Jean-Luc Martinez, former president of the Louvre, has called for a “common declaration” by African and European countries on restitution principles in his 85-page report commissioned by French president Emmanuel Macron. His recommendation takes its cue from the Washington principles on Nazi-confiscated art outlined in 1998.
In the report titled “Shared Heritage: Universality, restitution and circulation of works of art; Towards French legislation and doctrine on the ‘returnability criteria’ for cultural property,” Martinez considers cultural property and human remains traceable to former colonies and cultural property looted from Jews between 1933 to 1945, and offers recommendations on how to deal with issues pertaining to the current market for African art. He also proposes the solution of “shared heritage” in the form of long-term loans to circumnavigate complicated restitution criteria.
The report was delivered to Catherine Colonna, French minister for Europe and foreign affairs, and Rima Abdul Malak, French culture minister, last week.
Concerning goods plundered by the Nazis, Martinez suggests extending research undertaken by the Commission for the Compensation of Victims of Spoliation (set up in 1999 by former President Jacques Chirac) to investigate not just acquisitions made between 1933 and 1945 but also posterior acquisitions, donations, and legacies of potentially problematic provenance.
Macron had asked Martinez to reflect upon a future bill regarding criteria for restituting cultural goods in October 2021 when 26 artworks were restituted from the Musée du Quai Branly-Jacques Chirac to Benin. The president’s request segues from his pledge in Burkina Faso in 2017 to outline conditions for restituting African heritage and a report by Benedicte Savoy and Felwine Sarr published in 2018. Martinez, who has been charged by a French court for alleged links to an antiquities trafficking ring, wrote the report in his capacity as ambassador for international cooperation in the heritage domain.
The report identifies nine criteria for restituting African works. Three concern admissibility: the request must emanate from the state of origin, not contradict previous bilateral agreements, and there should be an assurance that another state does not claim the same goods. Martinez highlights, for instance, how both Mali and Senegal have made a restitution claim for the Ségou treasure seized by Louis Archinard in April 1890. Mali’s claim is on geographical grounds because the city of Ségou is in Mali, while Senegal claims “to be the heir to the Toucouleur Empire,” Martinez stated.

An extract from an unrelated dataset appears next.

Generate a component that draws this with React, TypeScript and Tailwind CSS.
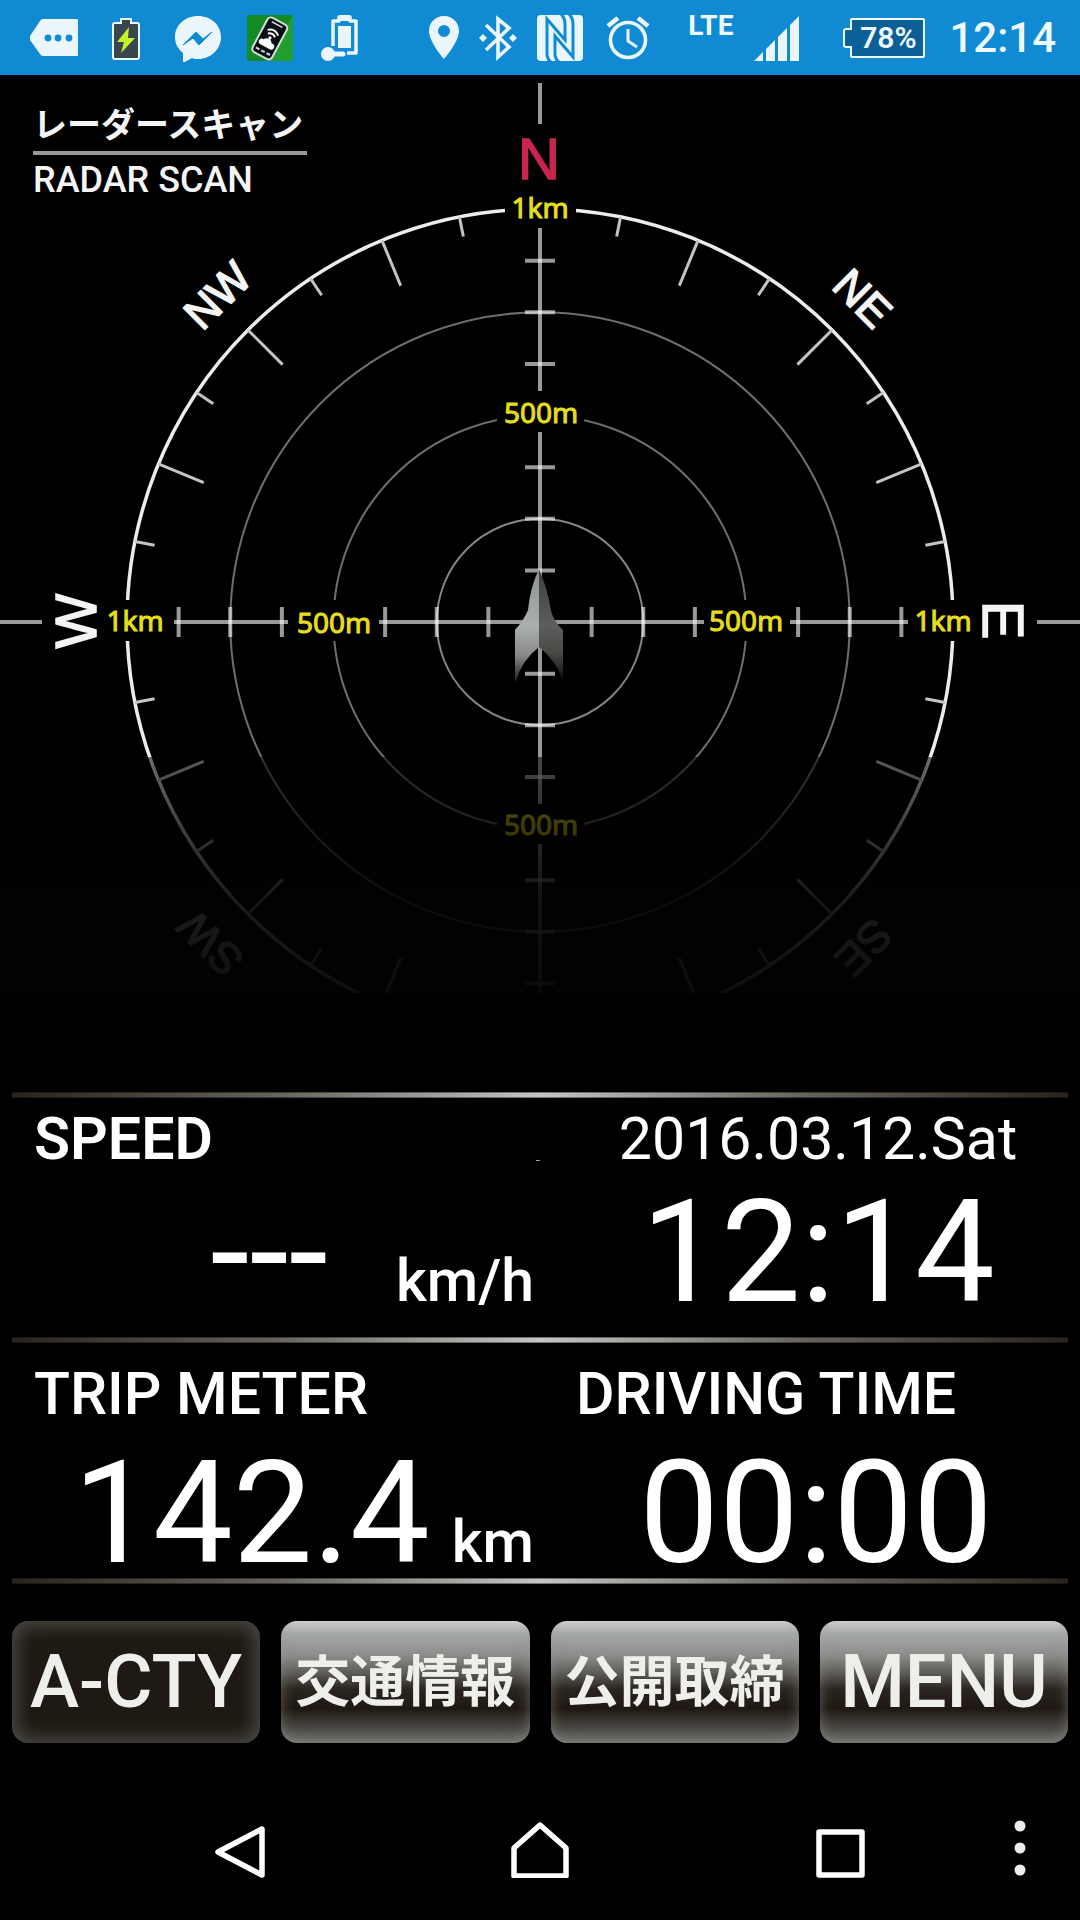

Two other points regard any illegal or illegitimate character of acquisitions. These criteria seem partly aimed at protecting France’s national collections from the risk of being heavily impacted by countless restitution requests. The report refers to how the Musée du Quai Branly-Jacques Chirac is reviewing 182 objects with provenance cases that appear questionable out of 79,614 African items, while the Musée de l’Armée—France’s army museum—is reviewing an estimated 760 to 780 items. Moreover, the report calls for a thorough risk assessment at France’s main museums and collections, including the Louvre.
The remaining four criteria are “contextual,” stating that there needs to be a willingness of cooperation from the requesting state, which must be committed to preserving heritage and presenting cultural goods to the public; requests must be “targeted,” and be limited to heritage and not financial compensation.
After making several trips to Africa within the last year, Martinez concluded that countries on the continent do not all share the same position on restitution. He writes: “If some states such as Senegal wish for a massive return of works, other countries do not seem particularly demanding at this stage or are very far from this type of preoccupation.”
Implications for the Art Market
Martinez and his two collaborators, Benoît de Saint Chamas and Jean-Gabriel Leturcq, had lengthy discussions with African specialists as well as jurists, museum professionals, historians, politicians, artists, and diplomats. Through these conversations, they also identified another major problem: how African countries are being priced out of the contemporary art market and cannot afford artworks by their own artists. Martinez quotes how several African interlocutors remarked: “There’s a new plundering of African art today: contemporary African artists move abroad, their market value rises, and their creations are therefore no longer accessible to African museums.”
Therefore, Martinez suggests setting up a public-private Africa-Europe fund with the dual objective of financing provenance research and acquiring African artworks that could enrich existing or future museums on the African continent.
Martinez also refers to how wars and conflicts in some countries that have addressed restitution requests to France “unfortunately delay the processing of files; this is the case particularly in Mali and to a lesser extent in Chad or Ethiopia.”
Another big takeaway is Martinez’s suggestion of “shared heritage.” This notion would focus on the accessibility of works by “authorizing a form of long-term deposit involving the common writing of a shared history of objects.” Martinez also recommends deeper research in museums on works that might have been seized in wars and to examine the provenance of proposed donations and legacies.
The subject of restitution, Martinez writes, is anchored in a complex debate about the “universalism” of art that interrogates the relationship to the past, questions the role of museums in the twenty-first century, and their missions of sharing and developing knowledge.